Everyone cares, but you are right that most don't discover
the truth until it is too late.

>That's why this works.

Yes, it is extremely deceptive.

>>  XML/XSL is the hot new thing.  The standards
>> have nothing to do with Microsoft, and certainly nothing
>> to do with COM.  But, poke around the examples that MS
>> provides and I suspect you will find that they show COM
>> objects as the way to do things - follow them and you might
>> as well forget that there is a cross-platform standard.
>
>Darn straight. MS, after all, wants to document *their* tools,
>not somebody else's.

And again they want to claim standards compliance while
deceiving users into non-compliance.

>> And they still don't do a standards-compliant XSLT.
>
>What XSLT?

The one in IIS (server-side) and IE5 (browser side).  They
released before the standard was finalized so I'm willing
to believe that their motives were not necessarily evil
to start with.  However the standard was set in November
and we still don't see a compliant version from MS, so they
obviously have no interest in conforming at this point.

>[snip]
>> If the nature of the protocol allows a transparent transformation
>> between the open standard and a (perhaps more efficient) proprietary
>> version then it doesn't hurt to use the proprietary version
>> where it works.
>
>Ah, there's the trick to it: MS's "extended" standards do work
>like this: they degrade to the "open" version when necessary.

If that were the case, j++ generated byte-code would run
in a standard JVM, and all Frontpage-generated HTML would
display in a standards-conforming browser.  But that isn't
the case.  The MS extensions are designed specifically
to not allow interoperation with competing products.

>You were yourself complaining about the effect: MS customers
>see that it "doesn't work as well" when they connect to Unix
>(or whatever) and want Windows Everywhere to correct.

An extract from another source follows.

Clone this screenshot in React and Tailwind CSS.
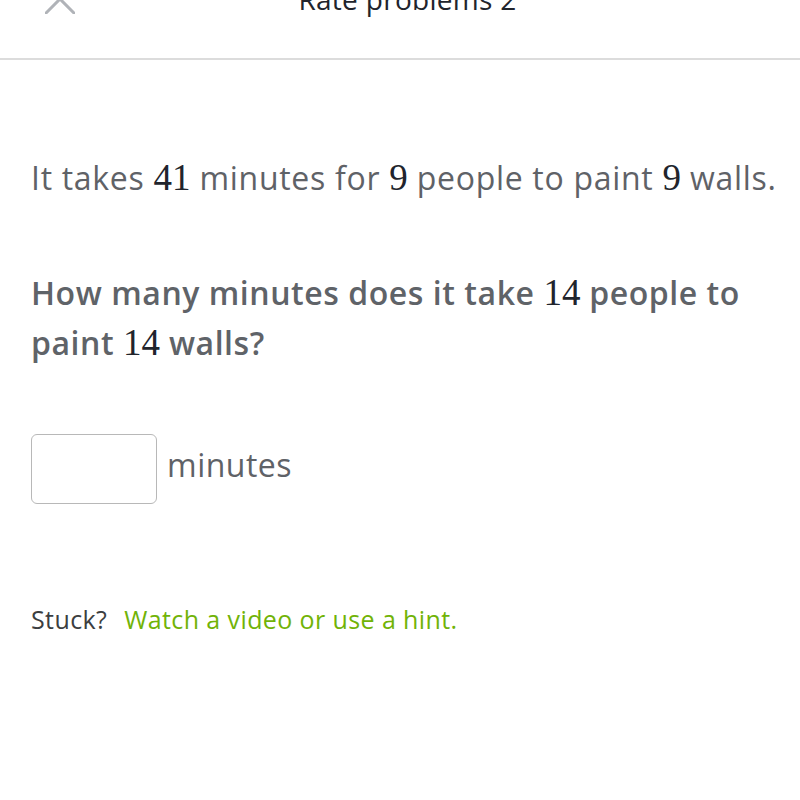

They
>don't realize the extra features they are used to aren't part
>of the Standard, and wouldn't care if they did know.

That isn't the case either, because fully standards-conforming
versions of things work just fine.  What they don't realize,
at least at first, is that they have been deliberately locked
into using a single vendors products because even though it
claimed standards conformance, it didn't deliver.

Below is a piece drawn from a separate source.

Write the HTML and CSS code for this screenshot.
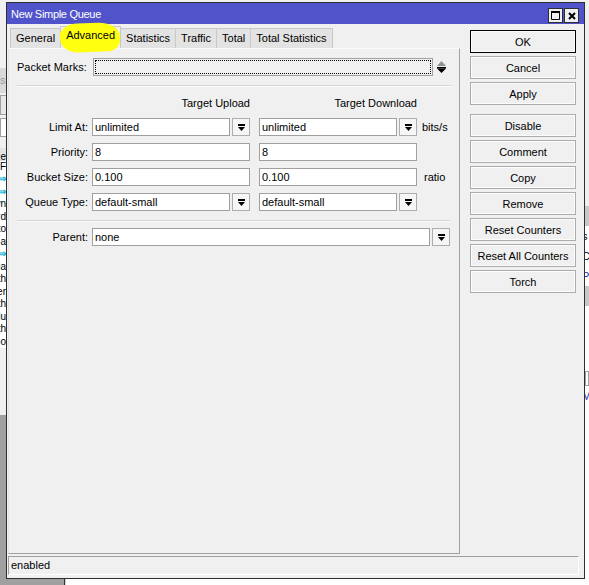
FILE: index.html
```html
<!DOCTYPE html>
<html lang="en">
<head>
    <meta charset="UTF-8">
    <title>New Simple Queue</title>
    <link rel="stylesheet" href="styles.css">
</head>
<body>
    <div class="desktop">
        <!-- app window behind the dialog -->
        <div class="bg-app">
            <div class="bg-head"></div>
            <div class="bg-tool">ss</div>
            <div class="bg-box"></div>
            <div class="bg-box white"></div>
            <div class="bg-list">
                <div class="bg-row head">Name</div>
                <div class="bg-row">#F</div>
                <div class="bg-row arrow">&#8658;</div>
                <div class="bg-row arrow">&#8658;</div>
                <div class="bg-row">queue-down</div>
                <div class="bg-row">forward</div>
                <div class="bg-row">limit-to</div>
                <div class="bg-row">pppoe-a</div>
                <div class="bg-row arrow">&#8658;</div>
                <div class="bg-row">media</div>
                <div class="bg-row">with</div>
                <div class="bg-row">user</div>
                <div class="bg-row">with</div>
                <div class="bg-row">plu</div>
                <div class="bg-row">with</div>
                <div class="bg-row">foo</div>
            </div>
            <div class="bg-rest"></div>
            <div class="bg-gray"></div>
        </div>
        <div class="bg-floor"></div>
        <div class="bg-right">
            <div class="r-top"></div>
            <div class="r-band"></div>
            <div class="r-white">s</div>
            <div class="r-white">C</div>
            <div class="r-white blue">P</div>
            <div class="r-band"></div>
            <div class="r-white tall"></div>
            <div class="r-box"></div>
            <div class="r-white blue">M</div>
        </div>

        <div class="window">
            <div class="titlebar">
                <span class="title">New Simple Queue</span>
                <div class="title-btns">
                    <span class="tbtn">
                        <svg width="9" height="9" viewBox="0 0 9 9"><path d="M0.5 0.5h8v8h-8z" fill="none" stroke="#000"/><rect x="0" y="0" width="9" height="2" fill="#000"/></svg>
                    </span>
                    <span class="tbtn">
                        <svg width="8" height="8" viewBox="0 0 8 8"><path d="M1 1L7 7M7 1L1 7" stroke="#000" stroke-width="2"/></svg>
                    </span>
                </div>
            </div>

            <div class="main">
                <div class="left">
                    <div class="tabs">
                        <div class="tab">General</div>
                        <div class="tab active"><span class="marker"></span><span class="tab-label">Advanced</span></div>
                        <div class="tab">Statistics</div>
                        <div class="tab">Traffic</div>
                        <div class="tab">Total</div>
                        <div class="tab">Total Statistics</div>
                    </div>

                    <div class="panel">
                        <div class="pm-row">
                            <label class="pm-label">Packet Marks:</label>
                            <div class="input pm-input"></div>
                            <svg class="spin" width="9" height="12" viewBox="0 0 9 12"><path d="M4.5 0L9 5H0z" fill="#8c978c"/><rect x="0" y="6" width="9" height="1.5" fill="#000"/><path d="M0 7.5h9L4.5 12z" fill="#000"/></svg>
                        </div>

                        <div class="sep"></div>

                        <div class="row heads">
                            <span class="label"></span>
                            <span class="col head">Target Upload</span>
                            <span class="col col2 head">Target Download</span>
                        </div>

                        <div class="row">
                            <label class="label">Limit At:</label>
                            <div class="col combo">
                                <div class="input">unlimited</div>
                                <span class="drop"><svg width="7" height="7" viewBox="0 0 7 7"><rect width="7" height="2"/><path d="M0 3h7L3.5 7z"/></svg></span>
                            </div>
                            <div class="col col2 combo">
                                <div class="input">unlimited</div>
                                <span class="drop"><svg width="7" height="7" viewBox="0 0 7 7"><rect width="7" height="2"/><path d="M0 3h7L3.5 7z"/></svg></span>
                            </div>
                            <span class="unit">bits/s</span>
                        </div>

                        <div class="row">
                            <label class="label">Priority:</label>
                            <div class="col input">8</div>
                            <div class="col col2 input">8</div>
                        </div>

                        <div class="row">
                            <label class="label">Bucket Size:</label>
                            <div class="col input">0.100</div>
                            <div class="col col2 input">0.100</div>
                            <span class="unit ratio">ratio</span>
                        </div>

                        <div class="row">
                            <label class="label">Queue Type:</label>
                            <div class="col combo">
                                <div class="input">default-small</div>
                                <span class="drop"><svg width="7" height="7" viewBox="0 0 7 7"><rect width="7" height="2"/><path d="M0 3h7L3.5 7z"/></svg></span>
                            </div>
                            <div class="col col2 combo">
                                <div class="input">default-small</div>
                                <span class="drop"><svg width="7" height="7" viewBox="0 0 7 7"><rect width="7" height="2"/><path d="M0 3h7L3.5 7z"/></svg></span>
                            </div>
                        </div>

                        <div class="sep sep2"></div>

                        <div class="row parent">
                            <label class="label">Parent:</label>
                            <div class="combo wide">
                                <div class="input">none</div>
                                <span class="drop"><svg width="7" height="7" viewBox="0 0 7 7"><rect width="7" height="2"/><path d="M0 3h7L3.5 7z"/></svg></span>
                            </div>
                        </div>
                    </div>
                </div>

                <div class="buttons">
                    <button class="btn default">OK</button>
                    <button class="btn">Cancel</button>
                    <button class="btn spaced">Apply</button>
                    <button class="btn">Disable</button>
                    <button class="btn">Comment</button>
                    <button class="btn">Copy</button>
                    <button class="btn">Remove</button>
                    <button class="btn">Reset Counters</button>
                    <button class="btn">Reset All Counters</button>
                    <button class="btn">Torch</button>
                </div>
            </div>

            <div class="statusbar">enabled</div>
        </div>
    </div>
</body>
</html>
```

FILE: styles.css
```css
:root {
    --win-bg: #f0f0f0;
    --title-bg: #5053c9;
    --line: #a0a0a0;
    --tab-bg: #e3e3e3;
    --tab-line: #c8c8c8;
    --marker: #ffff10;
}

* {
    box-sizing: border-box;
}

body {
    margin: 0;
    font-family: "Liberation Sans", Arial, sans-serif;
    font-size: 11px;
    color: #000;
    background: var(--win-bg);
}

.desktop {
    position: relative;
    width: 589px;
    height: 585px;
    overflow: hidden;
    background: var(--win-bg);
}

/* ---------- background app ---------- */

.bg-app {
    position: absolute;
    left: 0;
    top: 0;
    width: 64px;
    height: 585px;
    display: flex;
    flex-direction: column;
    background: var(--win-bg);
}

.bg-head {
    height: 68px;
}

.bg-tool {
    height: 25px;
    background: #d9d9d9;
    color: #9a9a9a;
    text-align: right;
    padding-right: 56px;
    line-height: 25px;
}

.bg-box {
    height: 20px;
    margin-top: 2px;
    border: 1px solid var(--line);
    background: #e6e6e6;
}

.bg-box.white {
    height: 19px;
    margin-top: 3px;
    background: #fff;
}

.bg-list {
    margin-top: 11px;
    background: #fff;
}

.bg-row {
    height: 12.5px;
    line-height: 12px;
    width: 60px;
    margin-left: -54px;
    font-size: 10px;
    text-align: right;
    white-space: nowrap;
    overflow: hidden;
}

.bg-row.head {
    background: #e4e4e4;
}

.bg-row.arrow {
    color: #22b5d6;
    font-weight: bold;
}

.bg-rest {
    flex: 1;
}

.bg-gray {
    height: 170px;
    background: var(--line);
}

.bg-floor {
    position: absolute;
    left: 64px;
    top: 560px;
    width: 525px;
    height: 25px;
    background: #fff;
    border-left: 1px solid #333;
    box-shadow: inset 1px 0 0 #d0d0d0;
}

.bg-right {
    position: absolute;
    left: 585px;
    top: 0;
    width: 4px;
    height: 585px;
    display: flex;
    flex-direction: column;
    background: #fff;
    overflow: hidden;
}

.r-top {
    height: 206px;
    background: var(--win-bg);
}

.r-band {
    height: 20px;
    background: #c8c8c8;
}

.r-white {
    height: 20px;
    line-height: 20px;
    background: #fff;
    margin-left: -3px;
}

.r-white.blue {
    color: #1c2a9a;
}

.r-white.tall {
    height: 65px;
}

.r-box {
    height: 15px;
    border: 1px solid var(--line);
}

/* ---------- dialog window ---------- */

.window {
    position: absolute;
    left: 6px;
    top: 2px;
    width: 579px;
    height: 577px;
    border: 1px solid #2f2f2f;
    background: var(--win-bg);
    display: flex;
    flex-direction: column;
}

.titlebar {
    height: 21px;
    flex: none;
    background: var(--title-bg);
    display: flex;
    align-items: flex-start;
}

.title {
    color: #fff;
    padding: 5px 0 0 4px;
    line-height: 13px;
    letter-spacing: -0.3px;
}

.title-btns {
    margin-left: auto;
    margin-right: 5px;
    margin-top: 5px;
    display: flex;
    gap: 1px;
}

.tbtn {
    width: 15px;
    height: 15px;
    border: 1px solid #2f2f2f;
    background: var(--win-bg);
    display: flex;
    align-items: center;
    justify-content: center;
}

.main {
    flex: 1;
    display: flex;
    padding: 4px 0 0 1px;
    min-height: 0;
}

.left {
    width: 452px;
    display: flex;
    flex-direction: column;
}

.tabs {
    height: 20px;
    flex: none;
    display: flex;
    align-items: flex-end;
    padding-left: 2px;
}

.tab {
    height: 20px;
    padding: 0 5px;
    line-height: 19px;
    border: 1px solid var(--tab-line);
    border-bottom: none;
    margin-right: -1px;
    background: var(--tab-bg);
    white-space: nowrap;
}

.tab.active {
    position: relative;
    height: 22px;
    padding: 0 5px;
    line-height: 17px;
    background: var(--win-bg);
    z-index: 1;
}

.marker {
    position: absolute;
    left: -1px;
    top: -4px;
    width: 60px;
    height: 29px;
    background: var(--marker);
    border-radius: 18px 22px 12px 18px / 12px 14px 12px 14px;
    transform: rotate(-2deg);
}

.tab-label {
    position: relative;
}

.panel {
    flex: 1;
    border: 1px solid var(--line);
    border-top-color: #fafafa;
    border-left-color: #e2e2e2;
    padding: 9px 0 0 8px;
}

.pm-row {
    display: flex;
    align-items: center;
    height: 18px;
}

.pm-label {
    width: 76px;
}

.input {
    height: 18px;
    border: 1px solid var(--line);
    background: #fff;
    padding: 0 2px;
    line-height: 16px;
    white-space: nowrap;
    overflow: hidden;
}

.pm-input {
    width: 340px;
    background: var(--win-bg);
    outline: 1px dotted #000;
    outline-offset: -3px;
}

.spin {
    margin-left: 4px;
}

.sep {
    margin: 9px 8px 0 0;
    border-top: 1px solid #d6d6d6;
    border-bottom: 1px solid #fbfbfb;
}

.sep2 {
    margin-top: 9px;
}

.row {
    display: flex;
    align-items: center;
    height: 18px;
    margin-top: 7px;
}

.row.heads + .row {
    margin-top: 6px;
}

.row.parent {
    margin-top: 6px;
}

.label {
    width: 71px;
    margin-right: 4px;
    text-align: right;
    white-space: nowrap;
}

.col {
    width: 158px;
}

.col2 {
    margin-left: 9px;
}

.head {
    text-align: right;
    line-height: 18px;
}

.combo {
    display: flex;
    gap: 2px;
}

.combo .input {
    flex: 1;
}

.combo.wide {
    width: 358px;
}

.drop {
    width: 18px;
    height: 18px;
    flex: none;
    border: 1px solid #adadad;
    background: #f6f6f6;
    display: flex;
    align-items: center;
    justify-content: center;
}

.unit {
    margin-left: 5px;
}

.unit.ratio {
    margin-left: 7px;
}

/* ---------- buttons ---------- */

.buttons {
    width: 106px;
    margin-left: 10px;
    padding-top: 2px;
    display: flex;
    flex-direction: column;
}

.btn {
    height: 23px;
    margin-bottom: 3px;
    border: 1px solid #acacac;
    background: var(--win-bg);
    box-shadow: inset 0 0 0 1px #fcfcfc;
    font-family: "Liberation Sans", Arial, sans-serif;
    font-size: 11px;
    color: #000;
    padding: 0;
}

.btn.default {
    border-color: #000;
}

.btn.spaced {
    margin-bottom: 9px;
}

.statusbar {
    height: 19px;
    flex: none;
    margin: 2px 5px 3px 1px;
    border: 1px solid;
    border-color: var(--line) #fff #fff var(--line);
    padding-left: 2px;
    line-height: 17px;
}
```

>> >>  Is it implemented for your target platform?
>> >
>> >This problem is no less great with 'open standards'.
>>
>> Examples?
>
>Ever tried to talk to a System/36?
>
>'Tis loads of fun.

Do they still make those?  If they do, I'd expect IBM to
supply standards-compliant software or at least a programming
environment capable of building your own.  If not, the
issue isn't relevant. 

>[snip]
>> I was asking for examples of something that MS has
>> done that can't be done by following cross-platform
>> standards.  Please give some examples of this 'progress' that
>> can only be done at the expense of trapping the user into
>> a single platform.
>
>Sure. OLE. Do *that* with some cross-platform standard.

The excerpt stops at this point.